Nous avons assisté comme si nous y étions, par les commodités techniques que nous offre le siècle, à un événement proche et lointain inédit. Le Nouveau sommet Afrique-France de cette année 2021 ne nous a donc donné à voir que peu de familiarités avec la liste des 27 sommets précédents. Nouveau, n’était pas seulement une formule de style: l’Afrique et la France ont abandonné le cornet à l’antique pour se parler par tablette numérique.
Il y a eu de l’inédit dans la rencontre du 8 octobre dernier à Montpellier, dans le sud de la France. Il ne s’agissait pas de la traditionnelle rencontre à papa, avec une pléiade de chefs d’Etat africains rassemblés autour d’un chef de l’Etat français distribuant (ou non) les bonnes ou mauvaises notes à des présidents disciplinés. Il ne s’est pas agi d’un club, avec des membres passant en revue leurs petits ou gros bobos et promettant de se retrouver l’année prochaine.
Jeune, le président français Emmanuel Macron a convié les jeunes du Continent et la société civile africaine à venir à cet échange. Nous avons assisté à des dialogues (pas des discours) où les rôles de maître et d’élèves n’étaient pas répartis à l’avance. Les questions ont été posées sans tabous, les réponses ont été apportées avec, semble-t-il, un air de sincérité que seul devrait démentir le temps.
Il ne s’agissait pas d’un sommet France-Afrique; d’un pays faisant la leçon à tout un continent, mais d’une vitalité échangeant; qui parlait avec la véhémence de toutes les vitalités, parfois avec l’impertinence et les véhémences qui vont avec. Vraiment inédit ! Mis de côté les carcans des droits d’aînesse ou de l’obséquiosité déférente. Je crois que les participants, organisateurs et hôtes, spectateurs et analystes ont adoré. Voilà pour la forme.
Que dire maintenant du fond, une fois tranchée la question des contorsions sémantiques? Faut-il un vocabulaire nouveau seulement pour dépoussiérer une vieille relation entre l’Afrique et la France, les colonisés et les colonisateurs, faite de trop nombreux non-dits? Faut-il que le sommet soit nouveau pour que se renouvellent les thématiques et les réflexes sur lesquels anciens: immigration, dettes, appuis aux régimes peu démocratiques, corruptions (et donc corrupteurs)?

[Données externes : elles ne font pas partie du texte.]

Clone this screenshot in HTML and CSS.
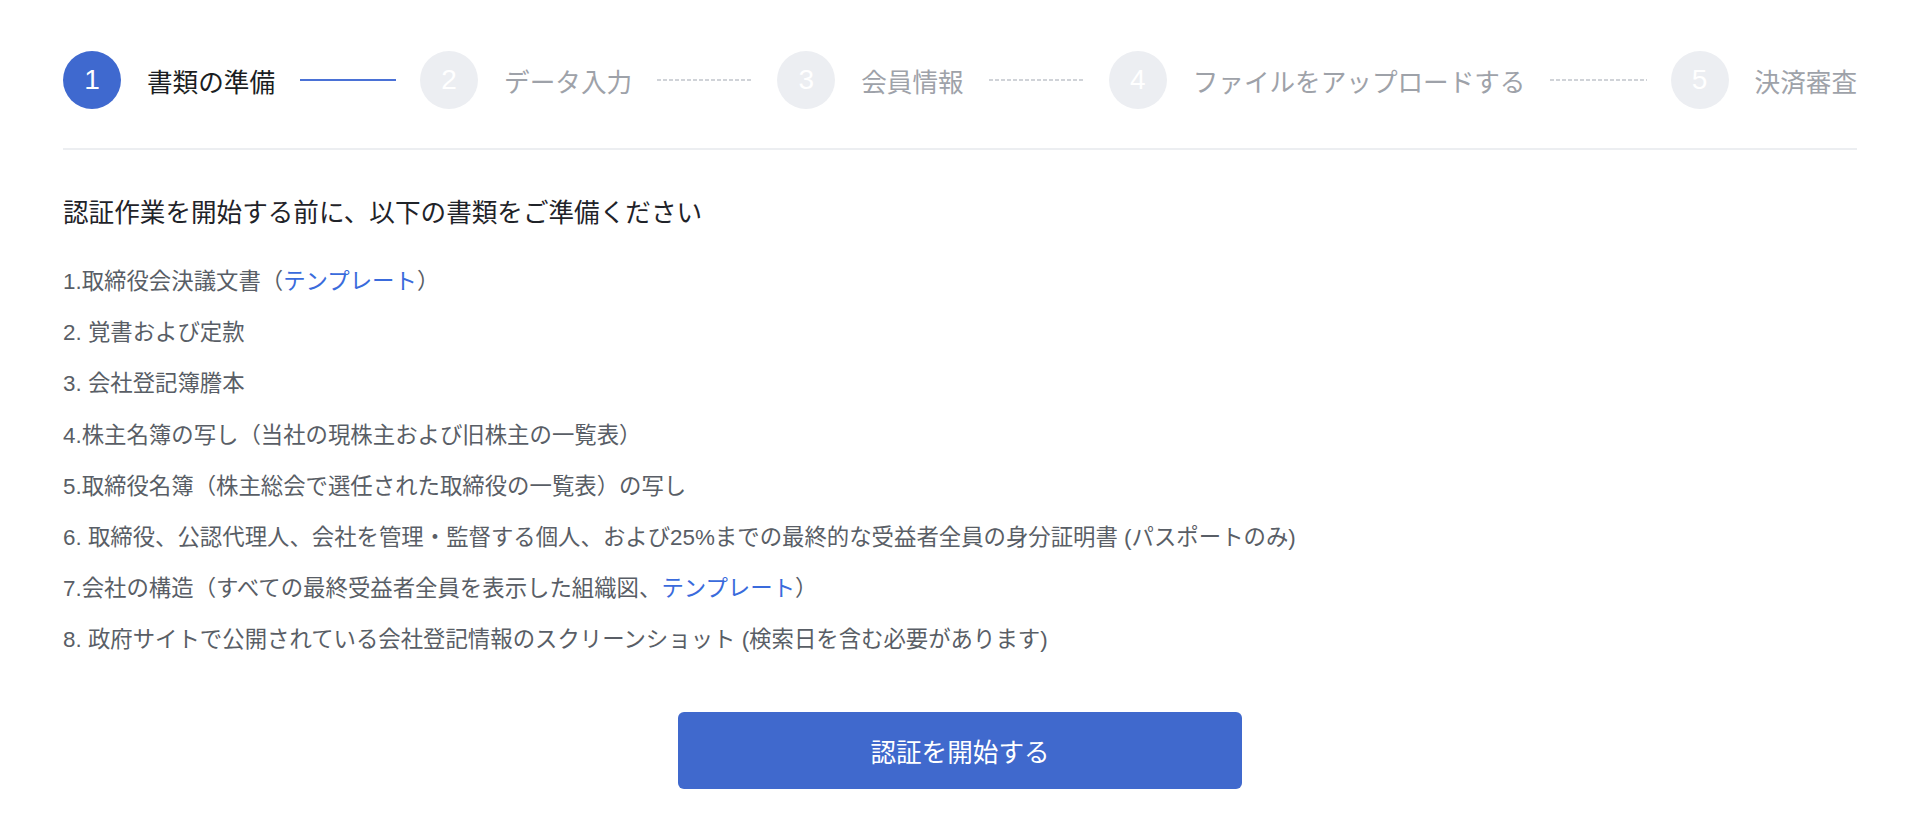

Il nous faudra un peu de temps sans doute pour voir les fruits des trop nombreuses idées heureuses brassées à Montpellier. Le temps de voir, côté français, si la formule sera reprise par des successeurs de M. Emmanuel Macron qui piaffent à la porte alors que se profilent des élections incertaines chez lui. Le temps de voir aussi si les grises mines des dirigeants africains qui ont dû ranger à contre-cœur les riches houppelandes qu’ils voulaient exhiber en France, ne vont pas être tentés de remettre de l’ordre dans ce qui peut sembler pour eux une cafardeuse récréation.
Le temps nous dira si l’Afrique-France a de la substance et si, en ne grattant pas trop, ce n’est pas la France-Afrique qui continuera d’affleurer.